Protesters prepare for justice march in capital

Thousands are expected to descend on the nation's capital Saturday for a rally against police-involved deaths of black citizens.

The family of Akai Gurley will be attending the rally. Gurley, of Brooklyn, was unarmed when a rookie NYPD officer shot and killed him last month in the stairway of a public-housing complex.

The National Action Network, led by the Rev. Al Sharpton, is among the groups leading the planned protest in Washington this Saturday.

The Rev.

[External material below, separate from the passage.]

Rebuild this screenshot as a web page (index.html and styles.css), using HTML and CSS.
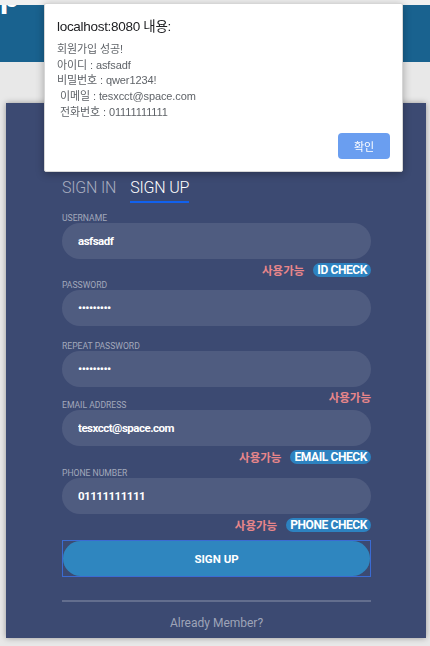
FILE: index.html
```html
<!DOCTYPE html>
<html lang="ko">
<head>
<meta charset="utf-8">
<title>Sign Up</title>
<link rel="stylesheet" href="styles.css">
</head>
<body>
<div class="topstrip"></div>
<header class="hero"><h1 class="hero-title">Sign Up</h1></header>

<main class="card">
  <div class="tabs">
    <span class="tab">SIGN IN</span>
    <span class="tab active">SIGN UP</span>
  </div>

  <div class="field first">
    <label class="label">USERNAME</label>
    <input class="input" type="text" value="asfsadf">
    <div class="status row-id"><span class="ok">사용가능</span><span class="badge">ID CHECK</span></div>
  </div>

  <div class="field">
    <label class="label">PASSWORD</label>
    <input class="input" type="password" value="qwer1234!">
    <div class="status row-empty"></div>
  </div>

  <div class="field">
    <label class="label">REPEAT PASSWORD</label>
    <input class="input" type="password" value="qwer1234!">
    <div class="status row-text"><span class="ok low">사용가능</span></div>
  </div>

  <div class="field">
    <label class="label">EMAIL ADDRESS</label>
    <input class="input" type="text" value="tesxcct@space.com">
    <div class="status row-badge"><span class="ok">사용가능</span><span class="badge">EMAIL CHECK</span></div>
  </div>

  <div class="field">
    <label class="label">PHONE NUMBER</label>
    <input class="input" type="text" value="01111111111">
    <div class="status row-badge"><span class="ok">사용가능</span><span class="badge">PHONE CHECK</span></div>
  </div>

  <div class="submit-wrap"><button class="submit" type="button">SIGN UP</button></div>

  <div class="hr"></div>
  <p class="foot">Already Member?</p>
</main>

<div class="dialog">
  <div class="dialog-title">localhost:8080 내용:</div>
  <div class="dialog-body">회원가입 성공!
아이디 : asfsadf
비밀번호 : qwer1234!
 이메일 : tesxcct@space.com
 전화번호 : 01111111111</div>
  <div class="dialog-foot"><button class="dialog-btn" type="button">확인</button></div>
</div>
</body>
</html>
```

FILE: styles.css
```css
* { box-sizing: border-box; }

body {
  margin: 0;
  background: #e8e8e8;
  font-family: Roboto, "Noto Sans CJK KR", sans-serif;
  height: 646px;
  overflow: hidden;
}

.topstrip {
  height: 5px;
  background: #f0f0f0;
}

.hero {
  height: 57px;
  background: #19628f;
  overflow: hidden;
}

.hero-title {
  margin: -26px 0 0 -105px;
  font-family: "Liberation Sans", Arial, sans-serif;
  font-weight: 700;
  font-size: 33px;
  line-height: 34px;
  color: #fff;
  white-space: nowrap;
}

.card {
  margin: 41px 0 0 6px;
  width: 420px;
  background: #3c4a72;
  box-shadow: 0 0 6px rgba(0, 0, 0, 0.35);
  padding: 75px 55px 6px 56px;
}

.tabs {
  display: flex;
  gap: 14px;
}

.tab {
  font-size: 16px;
  line-height: 20px;
  font-weight: 300;
  color: #a9aec0;
  padding-bottom: 3px;
  border-bottom: 2px solid transparent;
  letter-spacing: -0.2px;
}

.tab.active {
  color: #fff;
  border-bottom-color: #1161ee;
}

.field {
  display: flex;
  flex-direction: column;
}

.field.first { margin-top: 10px; }

.label {
  font-size: 8.6px;
  line-height: 10px;
  color: #a2a8bb;
  text-transform: uppercase;
}

.input {
  height: 36px;
  width: 100%;
  border: none;
  border-radius: 18px;
  background: rgba(255, 255, 255, 0.1);
  padding: 0 16px;
  font-family: Roboto, sans-serif;
  font-weight: 700;
  font-size: 11.5px;
  letter-spacing: -0.5px;
  color: #fff;
  outline: none;
}

.status {
  display: flex;
  justify-content: flex-end;
  align-items: center;
  gap: 9px;
}

.row-id { height: 21px; }
.row-badge { height: 22px; }
.row-empty { height: 15px; }
.row-text { height: 13px; align-items: flex-end; }

.ok {
  font-family: "Noto Sans CJK KR", sans-serif;
  font-weight: 700;
  font-size: 11.5px;
  line-height: 14px;
  color: #e8868a;
}

.ok.low { margin-bottom: -4px; }

.badge {
  height: 14px;
  line-height: 14px;
  padding: 0 4px;
  border-radius: 7px;
  background: #2d82c0;
  color: #fff;
  font-weight: 700;
  font-size: 12px;
  letter-spacing: -0.4px;
}

.submit-wrap {
  margin-top: 4px;
  border: 1px solid #3b6bd3;
  height: 37px;
  display: flex;
}

.submit {
  flex: 1;
  border: none;
  border-radius: 18px;
  background: #2f86bf;
  color: #fff;
  font-family: Roboto, sans-serif;
  font-weight: 700;
  font-size: 11.5px;
}

.hr {
  margin-top: 23px;
  height: 2px;
  background: rgba(255, 255, 255, 0.2);
}

.foot {
  margin: 12px 0 0;
  text-align: center;
  font-size: 12px;
  line-height: 18px;
  color: #9ea4b8;
}

.dialog {
  position: fixed;
  left: 44px;
  top: 3px;
  width: 359px;
  height: 169px;
  background: #fff;
  border: 1px solid #d6d6d6;
  border-radius: 2px;
  box-shadow: 0 2px 8px rgba(0, 0, 0, 0.3);
  padding: 13px 12px 12px 12px;
  font-family: "Liberation Sans", "Noto Sans CJK KR", sans-serif;
}

.dialog-title {
  font-size: 13.5px;
  line-height: 20px;
  letter-spacing: -0.3px;
  color: #202124;
}

.dialog-body {
  margin-top: 5px;
  white-space: pre;
  font-size: 11px;
  line-height: 15.7px;
  letter-spacing: -0.1px;
  color: #5f6368;
}

.dialog-foot {
  margin-top: 12px;
  display: flex;
  justify-content: flex-end;
}

.dialog-btn {
  width: 52px;
  height: 26px;
  border: none;
  border-radius: 4px;
  background: #6a9ef0;
  color: #fff;
  font-family: "Noto Sans CJK KR", sans-serif;
  font-size: 11px;
}
```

Kevin McCall, of the National Action Network, will also attend the event. "Justice in all lives matter," says McCall. "Black lives matter here in New York City."

Organizers say that they aren't against police, but they are against police brutality.

Relatives of Eric Garner, a Staten Island man who died after being placed in a chokehold by a police officer; Michael Brown, who was shot and killed by a police officer in Missouri; Tamir Rice, a 12-year-old who was fatally shot by Cleveland police who mistook his air gun for a real weapon; and Trayvon Martin, who was killed by neighborhood watch member George Zimmerman, plan to attend the march.

Participants of the "Justice for All March" plan to gather at 10:30 a.m. at Freedom Plaza. The march is scheduled to start at noon.

For people who can't attend the march in Washington, a march is also planned in Washington Square in Manhattan.